The supermarket giant shocked the City in January when it issued a profit warning, prompting chief executive Philip Clarke to unveil a £1 billion store and price investment plan to reverse poor trading.
James Grzinic, retail analyst at Jefferies, said: “Major vouchering activity has helped but we expect Tesco to flag that in-store improvements are delivering a much enhanced customer experience, setting the business up well for the balance of the year.”
The investment has taken a heavy toll on profits, the retailer is expected to confirm.
Despite the underlying improvement in like-for-like sales, Tesco will reveal a dramatic decline in UK profit for the first half, down 12 per cent to £1.1 billion.
Globally, Tesco is poised to reveal its worst profit decline since 1994, to £1.6 billion.
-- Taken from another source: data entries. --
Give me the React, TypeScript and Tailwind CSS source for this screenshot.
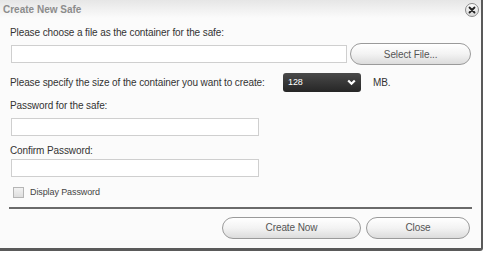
import React from "react";

const font = { fontFamily: '"Liberation Sans", Arial, sans-serif' };

function Field({ w }: { w: string }) {
  return <div className={`${w} h-[18px] border border-[#cfcfcf] bg-white`} />;
}

function Pill({ label, w, extra = "" }: { label: string; w: string; extra?: string }) {
  return (
    <div
      className={`${w} h-[22px] rounded-full border border-[#9a9a9a] bg-gradient-to-b from-white via-[#f3f3f3] to-[#dcdcdc] flex items-center justify-center text-[10px] text-[#555] ${extra}`}
    >
      {label}
    </div>
  );
}

export default function App() {
  return (
    <div className="w-[486px] h-[256px] bg-white relative overflow-hidden" style={font}>
      <div className="w-[483px] h-[251px] bg-[#fbfbfb] border-r-[2px] border-b-[3px] border-[#5a5a5a] rounded-br-[3px] flex flex-col">
        <div className="h-[18px] shrink-0 flex items-center justify-between pl-[3px] pr-[2px] bg-gradient-to-b from-[#e6e6e6] to-[#fbfbfb]">
          <span className="text-[10px] font-bold text-[#8c8c8c] mt-[1px]">Create New Safe</span>
          <div className="w-[14px] h-[14px] rounded-full border border-[#8a8a8a] bg-gradient-to-b from-white to-[#d8d8d8] flex items-center justify-center mt-[1px]">
            <svg width="8" height="8" viewBox="0 0 8 8">
              <path d="M1.5 1.5 L6.5 6.5 M6.5 1.5 L1.5 6.5" stroke="#222" strokeWidth="1.8" strokeLinecap="round" />
            </svg>
          </div>
        </div>
        <div className="px-[10px] flex flex-col text-[10px] text-[#333] whitespace-nowrap tracking-[-0.1px]">
          <div className="mt-[8px] leading-[13px]">Please choose a file as the container for the safe:</div>
          <div className="mt-[4px] flex items-center gap-[3px] pl-[1px]">
            <Field w="w-[337px]" />
            <Pill label="Select File..." w="w-[121px]" extra="h-[19px]" />
          </div>
          <div className="mt-[8px] flex items-center h-[19px]">
            <span className="w-[273px]">Please specify the size of the container you want to create:</span>
            <div className="w-[78px] h-[19px] rounded-[3px] bg-gradient-to-b from-[#4a4a4a] to-[#262626] flex items-center justify-between px-[5px] text-white text-[9px]">
              <span>128</span>
              <svg width="9" height="7" viewBox="0 0 9 7">
                <path d="M1.2 1.5 L4.5 4.8 L7.8 1.5" stroke="white" strokeWidth="2.2" fill="none" />
              </svg>
            </div>
            <span className="ml-[12px]">MB.</span>
          </div>
          <div className="mt-[7px] leading-[13px]">Password for the safe:</div>
          <div className="mt-[6px] pl-[1px]"><Field w="w-[248px]" /></div>
          <div className="mt-[8px] leading-[13px]">Confirm Password:</div>
          <div className="mt-[2px] pl-[1px]"><Field w="w-[248px]" /></div>
          <div className="mt-[9px] flex items-center gap-[6px] pl-[3px]">
            <div className="w-[11px] h-[11px] border border-[#b5b5b5] bg-gradient-to-b from-[#f2f2f2] to-[#dedede]" />
            <span className="text-[9px] text-[#444]">Display Password</span>
          </div>
          <div className="mt-[7px] h-[2px] bg-[#6a6a6a] w-[463px] ml-[-1px]" />
          <div className="mt-[8px] flex justify-end gap-[5px] pr-[1px]">
            <Pill label="Create Now" w="w-[139px]" />
            <Pill label="Close" w="w-[104px]" />
          </div>
        </div>
      </div>
    </div>
  );
}
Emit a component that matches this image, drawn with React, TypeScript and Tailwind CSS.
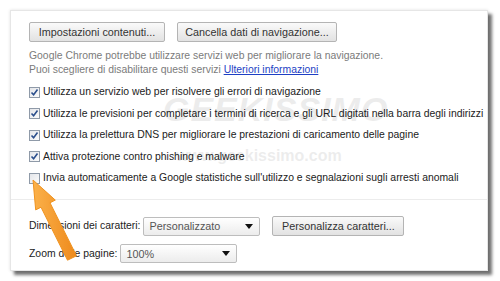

Major vouchering activity has helped but we expect Tesco to flag that in-store improvements are delivering a much enhanced customer experience, setting the business up well for the balance of the year
Rival Sainsbury’s also reports on second-quarter trading this week. The giant retailer is expected to say that its sponsorship of the London 2012 Paralympics helped give it a boost, with like-for-like sales forecast to be up 1.5 per cent.